Let's start with the first category, aggregating from different sources.

#### Here we create three additional features. 'card_owner_age', 'expiry_days', and 'activity_level'.

In [None]:
from helper import features
import warnings
warnings.filterwarnings('ignore')

fraud_labels = trans_df[["tid", "cc_num", "datetime", "fraud_label"]]
fraud_labels.datetime = fraud_labels.datetime.map(lambda x: features.date_to_timestamp(x))

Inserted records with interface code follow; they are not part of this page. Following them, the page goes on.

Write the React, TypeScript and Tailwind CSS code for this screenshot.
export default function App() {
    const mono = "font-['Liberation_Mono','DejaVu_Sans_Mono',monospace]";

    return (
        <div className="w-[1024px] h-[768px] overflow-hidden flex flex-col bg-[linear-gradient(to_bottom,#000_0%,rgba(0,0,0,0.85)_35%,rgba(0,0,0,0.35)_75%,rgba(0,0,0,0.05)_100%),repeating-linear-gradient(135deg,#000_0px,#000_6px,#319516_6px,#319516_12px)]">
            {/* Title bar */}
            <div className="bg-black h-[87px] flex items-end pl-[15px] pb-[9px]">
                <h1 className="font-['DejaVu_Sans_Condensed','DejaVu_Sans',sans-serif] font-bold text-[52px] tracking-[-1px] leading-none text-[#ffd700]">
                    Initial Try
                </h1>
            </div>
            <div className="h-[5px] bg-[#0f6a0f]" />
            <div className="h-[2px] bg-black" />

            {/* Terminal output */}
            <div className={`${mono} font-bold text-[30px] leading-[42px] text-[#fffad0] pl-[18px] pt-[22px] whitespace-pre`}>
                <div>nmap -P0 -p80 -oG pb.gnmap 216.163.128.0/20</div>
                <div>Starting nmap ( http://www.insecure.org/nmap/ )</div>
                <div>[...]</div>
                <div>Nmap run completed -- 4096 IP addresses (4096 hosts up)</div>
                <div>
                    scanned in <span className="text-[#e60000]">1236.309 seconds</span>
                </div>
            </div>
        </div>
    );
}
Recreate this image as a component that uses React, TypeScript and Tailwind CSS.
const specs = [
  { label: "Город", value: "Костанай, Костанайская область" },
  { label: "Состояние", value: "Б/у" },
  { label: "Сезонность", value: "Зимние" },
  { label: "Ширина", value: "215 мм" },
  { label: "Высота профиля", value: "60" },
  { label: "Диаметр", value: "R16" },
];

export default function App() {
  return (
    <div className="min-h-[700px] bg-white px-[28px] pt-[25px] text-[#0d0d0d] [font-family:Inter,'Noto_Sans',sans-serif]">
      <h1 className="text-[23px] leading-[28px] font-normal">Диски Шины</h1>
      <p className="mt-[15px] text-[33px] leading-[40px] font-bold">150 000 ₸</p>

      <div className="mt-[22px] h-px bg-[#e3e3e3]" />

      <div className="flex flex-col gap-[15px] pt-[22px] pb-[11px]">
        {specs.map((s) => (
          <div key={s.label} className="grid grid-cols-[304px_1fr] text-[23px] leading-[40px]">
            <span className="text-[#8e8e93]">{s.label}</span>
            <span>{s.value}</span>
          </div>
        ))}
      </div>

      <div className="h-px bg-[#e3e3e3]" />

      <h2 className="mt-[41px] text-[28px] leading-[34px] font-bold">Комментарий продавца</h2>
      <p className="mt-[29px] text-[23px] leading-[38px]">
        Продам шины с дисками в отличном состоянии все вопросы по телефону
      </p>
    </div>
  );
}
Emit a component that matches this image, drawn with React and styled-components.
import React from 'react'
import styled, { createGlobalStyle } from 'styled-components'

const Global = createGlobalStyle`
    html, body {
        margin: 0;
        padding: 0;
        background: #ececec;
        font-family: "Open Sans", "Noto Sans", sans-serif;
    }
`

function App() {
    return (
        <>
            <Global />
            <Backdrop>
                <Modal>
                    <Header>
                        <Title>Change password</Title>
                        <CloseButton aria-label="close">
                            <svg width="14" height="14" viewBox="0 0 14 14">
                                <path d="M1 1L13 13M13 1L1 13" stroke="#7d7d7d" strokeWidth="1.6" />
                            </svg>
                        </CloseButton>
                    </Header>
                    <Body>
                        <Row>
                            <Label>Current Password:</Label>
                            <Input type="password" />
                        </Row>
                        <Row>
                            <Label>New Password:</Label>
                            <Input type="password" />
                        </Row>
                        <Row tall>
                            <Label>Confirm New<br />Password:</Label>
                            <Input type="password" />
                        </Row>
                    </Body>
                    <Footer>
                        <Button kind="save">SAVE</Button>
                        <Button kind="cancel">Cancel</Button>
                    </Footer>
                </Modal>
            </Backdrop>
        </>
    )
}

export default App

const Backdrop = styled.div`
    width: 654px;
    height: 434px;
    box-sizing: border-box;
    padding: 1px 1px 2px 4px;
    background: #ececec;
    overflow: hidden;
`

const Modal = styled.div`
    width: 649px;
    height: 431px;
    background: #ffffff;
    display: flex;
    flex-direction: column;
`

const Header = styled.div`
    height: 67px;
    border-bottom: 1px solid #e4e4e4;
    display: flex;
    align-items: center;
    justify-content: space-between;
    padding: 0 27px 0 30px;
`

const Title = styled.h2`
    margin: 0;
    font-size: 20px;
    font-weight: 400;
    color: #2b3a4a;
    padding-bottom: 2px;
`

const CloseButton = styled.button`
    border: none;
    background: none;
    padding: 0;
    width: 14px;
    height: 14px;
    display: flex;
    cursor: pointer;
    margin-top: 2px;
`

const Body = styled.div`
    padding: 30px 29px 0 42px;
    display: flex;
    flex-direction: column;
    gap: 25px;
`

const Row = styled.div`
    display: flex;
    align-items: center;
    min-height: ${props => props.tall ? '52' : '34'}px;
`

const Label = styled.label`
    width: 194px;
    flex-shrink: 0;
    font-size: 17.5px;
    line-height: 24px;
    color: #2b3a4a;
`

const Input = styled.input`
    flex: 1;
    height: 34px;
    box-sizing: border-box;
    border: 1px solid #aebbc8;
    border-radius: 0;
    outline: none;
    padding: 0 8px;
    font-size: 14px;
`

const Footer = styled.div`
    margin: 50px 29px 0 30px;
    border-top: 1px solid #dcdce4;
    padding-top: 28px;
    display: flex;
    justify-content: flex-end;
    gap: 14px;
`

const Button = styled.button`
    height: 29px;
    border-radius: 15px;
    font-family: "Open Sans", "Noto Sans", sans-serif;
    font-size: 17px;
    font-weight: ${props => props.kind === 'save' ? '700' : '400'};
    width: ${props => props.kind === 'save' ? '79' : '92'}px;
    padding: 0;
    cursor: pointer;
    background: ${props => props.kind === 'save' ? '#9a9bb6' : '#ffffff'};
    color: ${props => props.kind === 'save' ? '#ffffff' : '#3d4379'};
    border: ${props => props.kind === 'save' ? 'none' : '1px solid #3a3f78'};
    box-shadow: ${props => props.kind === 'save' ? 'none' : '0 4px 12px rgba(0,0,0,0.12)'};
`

trans_df = trans_df.drop(['fraud_label'], axis=1)
trans_df = features.card_owner_age(trans_df, profiles_df)
trans_df = features.expiry_days(trans_df, credit_cards_df)
trans_df = features.activity_level(trans_df, 1)

trans_df

We also need to create feature groups(a feature group can be seen as a collection of conceptually related features) in our feature store.
Let's create our first feature group.

In [None]:
project = hopsworks.login()
fs = project.get_feature_store()

In [None]:
trans_fg = fs.get_or_create_feature_group(
    name="cc_trans_fraud",
    version=2,
    description="Credit Card transactions",
    primary_key=["cc_num"],
    event_time="datetime"
)

In [None]:
trans_fg.insert(trans_df, write_options={"wait_for_job" : False})

In [None]:
feature_descriptions = [
    {"name": "tid", "description": "Transaction id"},
    {"name": "datetime", "description": "Transaction time"},
    {"name": "cc_num", "description": "Number of the credit card performing the transaction"},
    {"name": "category", "description": "Expense category"},
    {"name": "amount", "description": "Dollar amount of the transaction"},
    {"name": "city", "description": "City in which the transaction was made"},
    {"name": "country", "description": "Country in which the transaction was made"},
    {"name": "age_at_transaction", "description": "Age of the card holder when the transaction was made"},
    {"name": "days_until_card_expires", "description": "Card validity days left when the transaction was made"},
    {"name": "loc_delta_t_minus_1", "description": "Haversine distance between this transaction location and the previous transaction location from the same card"},
    {"name": "time_delta_t_minus_1", "description": "Time in days between this transaction and the previous transaction location from the same card"},
]

for desc in feature_descriptions: 
    trans_fg.update_feature_description(desc["name"], desc["description"])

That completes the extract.